Work required:
In the listing below, locate the lines bearing the word "this". Copy every one of them.

--- Start of Material to process ---

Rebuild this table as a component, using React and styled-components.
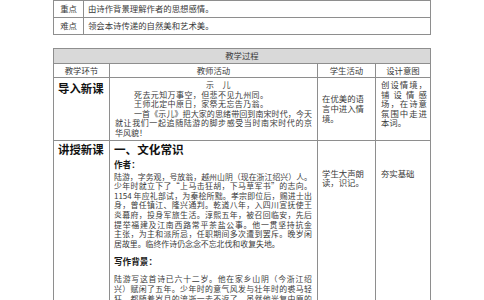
import React from 'react';
import styled, { createGlobalStyle } from 'styled-components';

// ============================================
// STYLED COMPONENTS
// ============================================

const GlobalStyle = createGlobalStyle`
  html, body {
    margin: 0;
    padding: 0;
    background: #fff;
    overflow: hidden;
  }
  body {
    font-family: "Noto Sans CJK SC", "Liberation Serif", serif;
    color: #3a3a3a;
  }
`;

const Page = styled.div`
  width: 484px;
  height: 300px;
  overflow: hidden;
  padding-left: 53px;
  box-sizing: border-box;
`;

const Table = styled.table`
  width: 378px;
  table-layout: fixed;
  border-collapse: collapse;
  border: 1px solid #7a7a7a;
  margin-bottom: ${props => props.$gap || 0}px;
`;

const Cell = styled.td`
  border: 1px solid #8e8e8e;
  padding: ${props => props.$pad || '0 4px'};
  height: ${props => props.$h ? props.$h + 'px' : 'auto'};
  font-size: 8.4px;
  line-height: 9.6px;
  vertical-align: ${props => props.$valign || 'top'};
  text-align: ${props => props.$align || 'left'};
  box-sizing: border-box;
  overflow: hidden;
`;

const TitleCell = styled(Cell)`
  background: #d9d9d9;
  text-align: center;
  vertical-align: middle;
`;

const Spread = styled(Cell)`
  text-align: justify;
`;

const Stage = styled.div`
  font-size: 11.4px;
  line-height: 15px;
  font-weight: 700;
  color: #111;
  white-space: nowrap;
`;

const SectionTitle = styled.div`
  font-size: 11.6px;
  line-height: 15px;
  font-weight: 700;
  color: #111;
`;

const SubTitle = styled.div`
  font-size: 8.6px;
  line-height: 10px;
  font-weight: 700;
  color: #1a1a1a;
  margin-top: ${props => props.$top || 0}px;
`;

const Para = styled.div`
  margin-top: ${props => props.$top || 0}px;
  font-size: 7.9px;
`;

const Line = styled.div`
  font-size: ${props => props.$size || 'inherit'};
  text-align: justify;
  text-align-last: ${props => props.$last ? 'left' : 'justify'};
  text-indent: ${props => props.$indent || 0}px;
  white-space: nowrap;
`;

const Poem = styled.div`
  font-size: 8px;
  letter-spacing: 0.4px;
`;

const PoemTitle = styled.div`
  text-align: center;
  padding-left: 10px;
  word-spacing: 6px;
`;

const PoemLine = styled.div`
  padding-left: 19px;
`;

// ============================================
// DATA
// ============================================

const author = [
  '陆游，字务观，号放翁，越州山阴（现在浙江绍兴）人。',
  '少年时就立下了“上马击狂胡，下马草军书”的志向。',
  '1154 年应礼部试，为秦桧所黜。孝宗即位后，赐进士出',
  '身，曾任镇江、隆兴通判。乾道八年，入四川宣抚使王',
  '炎幕府，投身军旅生活。淳熙五年，被召回临安，先后',
  '提举福建及江南西路常平茶盐公事。他一贯坚持抗金',
  '主张，为主和派所忌，任职期间多次遭到罢斥。晚岁闲',
  '居故里。临终作诗仍念念不忘北伐和收复失地。'
];

const background = [
  '陆游写这首诗已六十二岁。他在家乡山阴（今浙江绍',
  '兴）赋闲了五年。少年时的意气风发与壮年时的裘马轻',
  '狂，都随着岁月的流逝一去不返了。虽然他光复中原的',
  '信念始终不渝，但对南宋朝廷的苟安早已深感失望。'
];

function Lines({ lines }) {
  return lines.map((text, i) => (
    <Line key={i} $last={i === lines.length - 1}>{text}</Line>
  ));
}

// ============================================
// REACT
// ============================================

export default function App() {
  return (
    <Page>
      <GlobalStyle />
      <Table $gap={13}>
        <colgroup>
          <col style={{ width: 30 }} />
          <col />
        </colgroup>
        <tbody>
          <tr>
            <Cell $h={17} $align="center" $valign="middle" $pad="0">重点</Cell>
            <Cell $h={17} $valign="middle">由诗作背景理解作者的思想感情。</Cell>
          </tr>
          <tr>
            <Cell $h={17} $align="center" $valign="middle" $pad="0">难点</Cell>
            <Cell $h={17} $valign="middle">领会本诗传递的自然美和艺术美。</Cell>
          </tr>
        </tbody>
      </Table>

      <Table>
        <colgroup>
          <col style={{ width: 56 }} />
          <col style={{ width: 208 }} />
          <col style={{ width: 58 }} />
          <col />
        </colgroup>
        <tbody>
          <tr>
            <TitleCell colSpan={4} $h={15}>教学过程</TitleCell>
          </tr>
          <tr>
            <Cell $h={14} $align="center" $valign="middle">教学环节</Cell>
            <Cell $h={14} $align="center" $valign="middle">教师活动</Cell>
            <Cell $h={14} $align="center" $valign="middle">学生活动</Cell>
            <Cell $h={14} $align="center" $valign="middle">设计意图</Cell>
          </tr>
          <tr>
            <Cell $h={61} $pad="3px 4px">
              <Stage>导入新课</Stage>
            </Cell>
            <Cell $h={61} $pad="2px 5px">
              <Poem>
                <PoemTitle>示 儿</PoemTitle>
                <PoemLine>死去元知万事空，但悲不见九州同。</PoemLine>
                <PoemLine>王师北定中原日，家祭无忘告乃翁。</PoemLine>
              </Poem>
              <Line $size="8px" $indent={19}>一首《示儿》把大家的思绪带回到南宋时代，今天</Line>
              <Line $size="8px">就让我们一起追随陆游的脚步感受当时南宋时代的京</Line>
              <Line $size="8px" $last>华风貌！</Line>
            </Cell>
            <Spread $h={61} $valign="middle" $pad="0 11px 0 4px">
              在优美的语言中进入情境。
            </Spread>
            <Spread $h={61} $pad="2px 3px 0 5px">
              创设情境，铺设情感场，在诗意氛围中走进本词。
            </Spread>
          </tr>
          <tr>
            <Cell $pad="1px 4px">
              <Stage>讲授新课</Stage>
            </Cell>
            <Cell $pad="1px 5px 0 4px">
              <SectionTitle>一、文化常识</SectionTitle>
              <SubTitle $top={2}>作者：</SubTitle>
              <Para $top={3}>
                <Lines lines={author} />
              </Para>
              <SubTitle $top={8}>写作背景：</SubTitle>
              <Para $top={8}>
                <Lines lines={background} />
              </Para>
            </Cell>
            <Spread $pad="28px 11px 0 4px">学生大声朗读，识记。</Spread>
            <Spread $pad="28px 3px 0 5px">夯实基础</Spread>
          </tr>
        </tbody>
      </Table>
    </Page>
  );
}
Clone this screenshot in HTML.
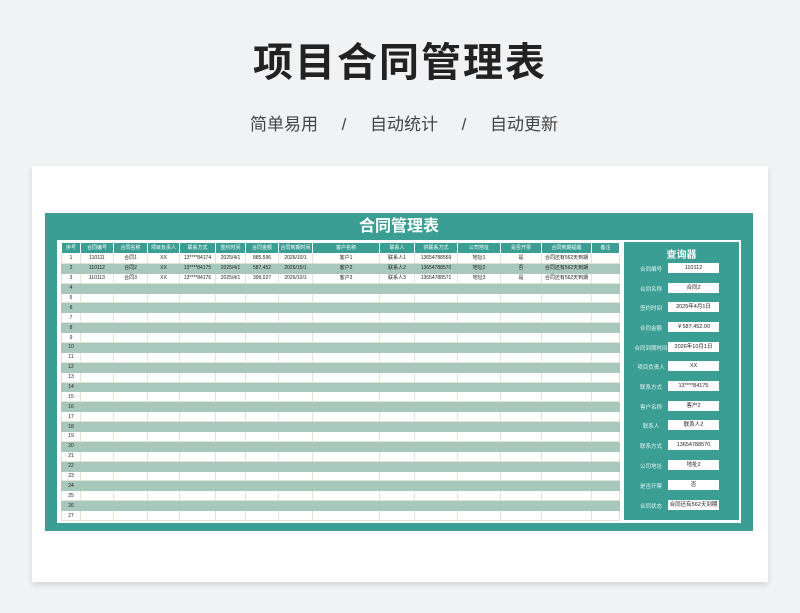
<!DOCTYPE html>
<html><head><meta charset="utf-8"><style>
*{margin:0;padding:0;box-sizing:border-box}
body{width:800px;height:613px;background:#f1f2f4;font-family:"Liberation Sans","Noto Sans CJK SC",sans-serif;position:relative;overflow:hidden}
.h1{position:absolute;top:30px;left:0;width:800px;text-align:center;font-size:40px;font-weight:bold;color:#222;letter-spacing:2px}
.sub{position:absolute;top:110px;left:4px;width:800px;text-align:center;font-size:17px;color:#444;word-spacing:0}
.card{position:absolute;left:32px;top:166px;width:736px;height:416px;background:#fff;box-shadow:0 3px 6px rgba(0,0,0,.12)}
.frame{position:absolute;left:45px;top:213px;width:708px;height:318px;background:#3a9e94}
.ttl{position:absolute;left:45px;top:214px;width:708px;text-align:center;color:#fff;font-weight:bold;font-size:16px;line-height:26px}
.inner{position:absolute;left:57px;top:240px;width:684px;height:283px;background:#fff}
table{position:absolute;left:61px;top:242px;border-collapse:collapse;table-layout:fixed}
td{height:9.9px;font-size:5px;text-align:center;border:1px solid #e2e4d4;color:#222;padding:0;line-height:8px;white-space:nowrap;overflow:hidden}
tr.hd td{background:#3a9e94;color:#fff;border-color:#fff;height:11px}
tr.g td{background:#a8c8bd;border-color:#a8c8bd}
td:first-child{text-align:center}
.q{position:absolute;left:624px;top:242px;width:115px;height:278px;background:#3a9e94}
.qt{position:absolute;left:624px;top:246px;width:115px;text-align:center;color:#fff;font-weight:bold;font-size:10px}
.ql{position:absolute;left:628px;width:46px;text-align:center;color:#e8f4f2;font-size:5.5px}
.qv{position:absolute;left:668px;width:51px;height:10px;background:#fff;font-size:5.5px;text-align:center;line-height:10px;color:#222}
</style></head><body>
<div class="h1">项目合同管理表</div>
<div class="sub">简单易用&nbsp;&nbsp;&nbsp;&nbsp;&nbsp;/&nbsp;&nbsp;&nbsp;&nbsp;&nbsp;自动统计&nbsp;&nbsp;&nbsp;&nbsp;&nbsp;/&nbsp;&nbsp;&nbsp;&nbsp;&nbsp;自动更新</div>
<div class="card"></div>
<div class="frame"></div>
<div class="ttl">合同管理表</div>
<div class="inner"></div>
<table>
<colgroup><col style="width:19px"><col style="width:33px"><col style="width:34px"><col style="width:32px"><col style="width:36px"><col style="width:30px"><col style="width:33px"><col style="width:34px"><col style="width:67px"><col style="width:35px"><col style="width:43px"><col style="width:43px"><col style="width:41px"><col style="width:50px"><col style="width:28px"></colgroup>
<tr class="hd"><td>序号</td><td>合同编号</td><td>合同名称</td><td>项目负责人</td><td>联系方式</td><td>签约时间</td><td>合同金额</td><td>合同到期时间</td><td>客户名称</td><td>联系人</td><td>供联系方式</td><td>公司地址</td><td>是否开票</td><td>合同到期提醒</td><td>备注</td></tr>
<tr><td>1</td><td>110111</td><td>合同1</td><td>XX</td><td>13****84174</td><td>2025/4/1</td><td>885,596</td><td>2026/10/1</td><td>客户1</td><td>联系人1</td><td>13654788569</td><td>地址1</td><td>是</td><td>合同还有562天到期</td><td></td></tr>
<tr class="g"><td>2</td><td>110112</td><td>合同2</td><td>XX</td><td>13****84175</td><td>2025/4/1</td><td>587,452</td><td>2026/10/1</td><td>客户2</td><td>联系人2</td><td>13654788570</td><td>地址2</td><td>否</td><td>合同还有562天到期</td><td></td></tr>
<tr><td>3</td><td>110113</td><td>合同3</td><td>XX</td><td>13****84176</td><td>2025/4/1</td><td>399,027</td><td>2026/10/1</td><td>客户3</td><td>联系人3</td><td>13654788571</td><td>地址3</td><td>是</td><td>合同还有562天到期</td><td></td></tr>
<tr class="g"><td>4</td><td colspan="14"></td></tr>
<tr><td>5</td><td></td><td></td><td></td><td></td><td></td><td></td><td></td><td></td><td></td><td></td><td></td><td></td><td></td><td></td></tr>
<tr class="g"><td>6</td><td colspan="14"></td></tr>
<tr><td>7</td><td></td><td></td><td></td><td></td><td></td><td></td><td></td><td></td><td></td><td></td><td></td><td></td><td></td><td></td></tr>
<tr class="g"><td>8</td><td colspan="14"></td></tr>
<tr><td>9</td><td></td><td></td><td></td><td></td><td></td><td></td><td></td><td></td><td></td><td></td><td></td><td></td><td></td><td></td></tr>
<tr class="g"><td>10</td><td colspan="14"></td></tr>
<tr><td>11</td><td></td><td></td><td></td><td></td><td></td><td></td><td></td><td></td><td></td><td></td><td></td><td></td><td></td><td></td></tr>
<tr class="g"><td>12</td><td colspan="14"></td></tr>
<tr><td>13</td><td></td><td></td><td></td><td></td><td></td><td></td><td></td><td></td><td></td><td></td><td></td><td></td><td></td><td></td></tr>
<tr class="g"><td>14</td><td colspan="14"></td></tr>
<tr><td>15</td><td></td><td></td><td></td><td></td><td></td><td></td><td></td><td></td><td></td><td></td><td></td><td></td><td></td><td></td></tr>
<tr class="g"><td>16</td><td colspan="14"></td></tr>
<tr><td>17</td><td></td><td></td><td></td><td></td><td></td><td></td><td></td><td></td><td></td><td></td><td></td><td></td><td></td><td></td></tr>
<tr class="g"><td>18</td><td colspan="14"></td></tr>
<tr><td>19</td><td></td><td></td><td></td><td></td><td></td><td></td><td></td><td></td><td></td><td></td><td></td><td></td><td></td><td></td></tr>
<tr class="g"><td>20</td><td colspan="14"></td></tr>
<tr><td>21</td><td></td><td></td><td></td><td></td><td></td><td></td><td></td><td></td><td></td><td></td><td></td><td></td><td></td><td></td></tr>
<tr class="g"><td>22</td><td colspan="14"></td></tr>
<tr><td>23</td><td></td><td></td><td></td><td></td><td></td><td></td><td></td><td></td><td></td><td></td><td></td><td></td><td></td><td></td></tr>
<tr class="g"><td>24</td><td colspan="14"></td></tr>
<tr><td>25</td><td></td><td></td><td></td><td></td><td></td><td></td><td></td><td></td><td></td><td></td><td></td><td></td><td></td><td></td></tr>
<tr class="g"><td>26</td><td colspan="14"></td></tr>
<tr><td>27</td><td></td><td></td><td></td><td></td><td></td><td></td><td></td><td></td><td></td><td></td><td></td><td></td><td></td><td></td></tr>
</table>
<div class="q"></div>
<div class="qt">查询器</div>
<div class="ql" style="top:265px">合同编号</div><div class="qv" style="top:263px">110112</div>
<div class="ql" style="top:285px">合同名称</div><div class="qv" style="top:283px">合同2</div>
<div class="ql" style="top:304px">签约时间</div><div class="qv" style="top:302px">2025年4月1日</div>
<div class="ql" style="top:324px">合同金额</div><div class="qv" style="top:322px">￥587,452.00</div>
<div class="ql" style="top:344px">合同到期时间</div><div class="qv" style="top:342px">2026年10月1日</div>
<div class="ql" style="top:363px">项目负责人</div><div class="qv" style="top:361px">XX</div>
<div class="ql" style="top:383px">联系方式</div><div class="qv" style="top:381px">13****84175</div>
<div class="ql" style="top:403px">客户名称</div><div class="qv" style="top:401px">客户2</div>
<div class="ql" style="top:422px">联系人</div><div class="qv" style="top:420px">联系人2</div>
<div class="ql" style="top:442px">联系方式</div><div class="qv" style="top:440px">13654788570</div>
<div class="ql" style="top:462px">公司地址</div><div class="qv" style="top:460px">地址2</div>
<div class="ql" style="top:482px">是否开票</div><div class="qv" style="top:480px">否</div>
<div class="ql" style="top:502px">合同状态</div><div class="qv" style="top:500px">合同还有562天到期</div>
</body></html>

--- End of Material to process ---

Correct result:
Rebuild this table as a component, using React and styled-components.
Clone this screenshot in HTML.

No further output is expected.